A mortician cuts, glues, pumps fluids to create the illusion that the person lost is here just long enough to say goodbye. There are moments in A Mortician’s Tale where Charlie visits the families for the wake. She pays respect to the deceased and hangs back, listening to the conversations around the room. You hear people making plans or talking about what show they’re planning to binge next. But then there’s a woman standing alone in a corner, saying, “She would have hated this music. She never wanted her funeral to be sad.” Across the room, in front of the food platter, two people in conversation talk about how the deceased would have liked this and that “She’d like that we’d all be here talking.”
In one room, two people see the same wake and try to think about the situation through the one they lost, ending up at opposite conclusions. They try to think about the wake as their loved one would have, what they would have wanted and would have hated. There’s no tangible point in the funeral aligning with the dead’s expectations because what matters is that they can stay with the memory of her for just a little bit longer.
Funerals in this way almost act like protective or communal domes—these little shelters where we cut ourselves off from the outside world so we can exist together under the weight of their memory. The style of a funeral is just set-dressing, and by adhering to “what they wanted,” we see that funeral parlor, this space of mourning, as an extension of them. Right before Charlie receives a body in A Mortician’s Tale, her boss doesn’t just tell her whether she’s preparing an open or closed casket but cc’s the email exchanges she has with the families. You can see in the family’s own words how they want their loved ones to be treated, get glimpses on who the ones they lost were, and maybe, more importantly, understand that the dead you work on mean something to someone.
There’s a moment, though, in A Mortician’s Tale where you embalm a young man. He’d killed himself and, before he died, left behind a will wishing to be cremated. He never had that will signed on by with an attorney and so when it comes time for his funeral, his parents go another way and ask for an open casket funeral.
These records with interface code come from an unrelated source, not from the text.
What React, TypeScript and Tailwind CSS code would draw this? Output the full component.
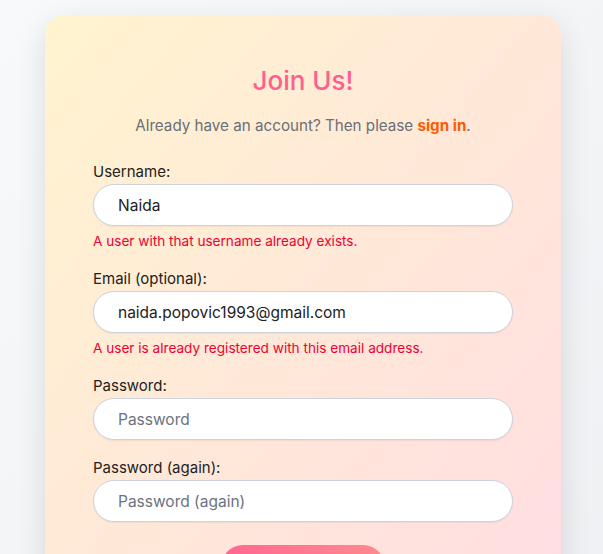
export default function App() {
  return (
    <div className="min-h-screen bg-gradient-to-br from-[#f8f9fa] to-[#eef0f3] font-['Inter',sans-serif] pt-[15px]">
      <div className="mx-auto ml-[45px] w-[516px] rounded-[20px] bg-gradient-to-br from-[#fff4cf] via-[#ffe8d8] to-[#ffdde3] px-12 pt-[48px] pb-10 shadow-[0_10px_30px_rgba(0,0,0,0.12)]">
        <h1 className="text-center text-[26px] leading-[36px] font-medium text-[#ff5e8e]">Join Us!</h1>
        <p className="mt-[17px] text-center text-[15.2px] leading-[20px] text-[#6b6f76]">
          Already have an account? Then please{" "}
          <a className="font-bold text-[#ff5a00]">sign in</a>.
        </p>
        <form className="mt-[24px] flex flex-col">
          <Field label="Username:" value="Naida" error="A user with that username already exists." />
          <Field label="Email (optional):" value="naida.popovic1993@gmail.com" error="A user is already registered with this email address." />
          <Field label="Password:" placeholder="Password" type="password" />
          <Field label="Password (again):" placeholder="Password (again)" type="password" />
          <div className="mt-[7px] flex justify-center">
            <button type="button" className="h-[44px] w-[164px] rounded-full bg-gradient-to-r from-[#ff6692] to-[#ff8a8f] text-[16px] font-semibold text-white">
              Sign Up
            </button>
          </div>
        </form>
      </div>
    </div>
  );
}

function Field({
  label,
  value,
  placeholder,
  error,
  type = "text",
}: {
  label: string;
  value?: string;
  placeholder?: string;
  error?: string;
  type?: string;
}) {
  return (
    <div className="mb-[16px] flex flex-col">
      <label className="text-[15px] leading-[24px] text-[#222]">{label}</label>
      <input
        type={type}
        defaultValue={value}
        placeholder={placeholder}
        className="h-[42px] w-full rounded-full border border-[#cdd3dc] bg-white px-[24px] text-[15.5px] text-[#222] placeholder:text-[#6b7280] shadow-[0_1px_2px_rgba(0,0,0,0.06)] outline-none"
      />
      {error && (
        <p className="mt-[6px] text-[13.6px] leading-[19px] text-[#ee0033]">{error}</p>
      )}
    </div>
  );
}
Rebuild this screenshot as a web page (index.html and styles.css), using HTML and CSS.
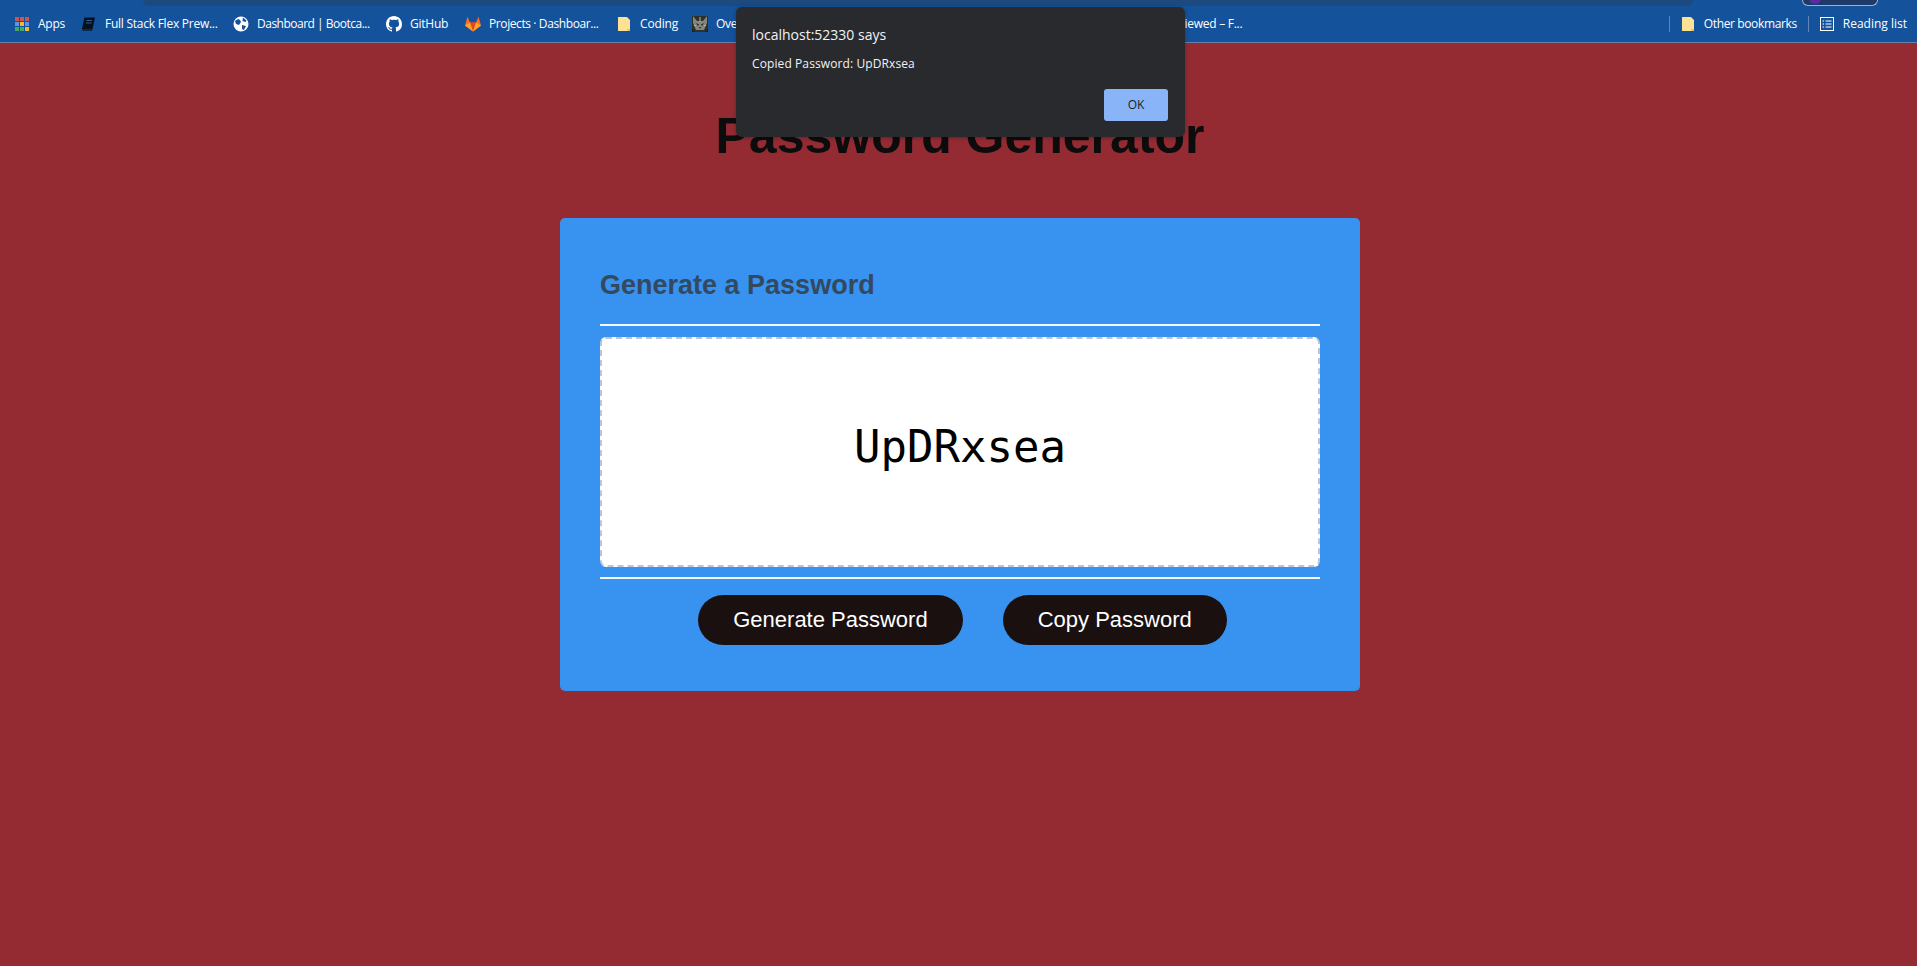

This moment is meant to feel uneasy. Your boss even gives you the option to turn it down and have another mortician handle it for you. If Charlie does it and goes to pay her respects, no one there really seems to care if the casket was open or closed. They’re just grieving.
There’s the sense here that maybe the wrong people are constructing this scene. That the parents didn’t care for their son in the way he needed them to and, in his death, aren’t creating the type of goodbye the people in his life needed. Still, those people still say goodbye.
At my grandmother’s funeral, on the opposite side of the parlor, facing away from the casket, was a projector. My mom and her sisters spent the days before the funeral, clearing through my grandmother’s apartment. They picked through shoe boxes and drawers for old polaroids that they turned into a slideshow. There were lots of photos of her holding me and my cousins as babies. Her standing at her children’s weddings and one where in her twenties, she posed with her sisters dressed in their bathing suits in the middle of a snowstorm. My mom and her sisters spent the funeral back there, facing away from the body and lost in these rotating pictures. They’d found their own way to mourn because, after all, the body is just a prop and there are more ways to inter a person than just into the soil.